A review of auditor reports of local authorities by Grant Thornton has flagged up inadequate governance arrangements in some councils, and a failure to deploy the appropriate skills and resources to ensure robust procurement and contract management of delivery.

The report, Local government procurement and contract management: lessons learned, highlights a number of issues including a lack of alignment between corporate priorities and procurement activity, a lack of effective monitoring against the priorities, and weaknesses in governance arrangements around procurement decisions.

Guy Clifton, Director of Local Government Value for Money, Grant Thornton UK LLP, said: “If you look at the root cause of these, it is often a result of not having the right skills and experience in place at member or officer level – or both.” 

Some of England’s largest councils have already warned that they may have to make difficult decisions this winter as the combination of rising costs and spiralling inflation put budgets under extreme pressure.

Clifton said the scale of local government procurement highlights the responsibility the sector has for ensuring effective value for money and good governance around procurement and in managing the delivery of contracts. He stressed that the report focuses on specific examples where things have gone wrong, but that the issues highlighted do not relate to all councils.

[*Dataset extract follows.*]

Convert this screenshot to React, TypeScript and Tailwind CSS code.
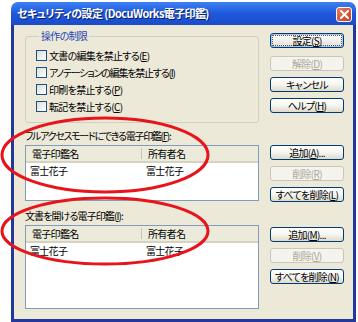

“Local authorities need to have an effective procurement strategy in place and it needs to be supported by robust procurement policies and procedures that are both communicated to and understood by all relevant stakeholders so that there is full compliance. They also need to ensure that those involved in procurement and contract management activity are appropriately resourced and skilled, and that there is effective reporting and scrutiny.”

Clifton said the lack of appropriate skills and expertise within local authorities was the main constraint, particularly for managing larger and more complex procurements, exacerbated by a reduction in back-office resources after many years of funding reductions. He also warned that some councils were failing to adhere to the Nolan Principles of Public Life, the basis of the ethical standards expected of public office holders.

Addressing procurement failing in local government needed to be a priority, Clifton said, and ironing out procurement problems could support the sector’s focus on efficiency, and other priorities such as net zero and local growth. “Effective local government procurement has a rare opportunity to make a difference to the wider government agenda,” he said. “The starting point is to ensure alignment between corporate priorities and the council’s procurement strategy. For example, where a climate change emergency has been declared, how can procurement decisions support the achievement of this goal?”

Clifton said the Annual Auditors Reports for reporting VfM are key to identifying weaknesses in arrangements and proposing improvements for individual councils. The Code of Audit Practice for Local Auditors, in force from 1 April 2020, means that auditors are still required to be satisfied about arrangements to secure value for money, but the way they report has changed. Auditors no longer issue a single conclusion on arrangements as part of their opinion on the financial statements. Instead, they report significant weaknesses in arrangements when they identify them, and make recommendations for improvement.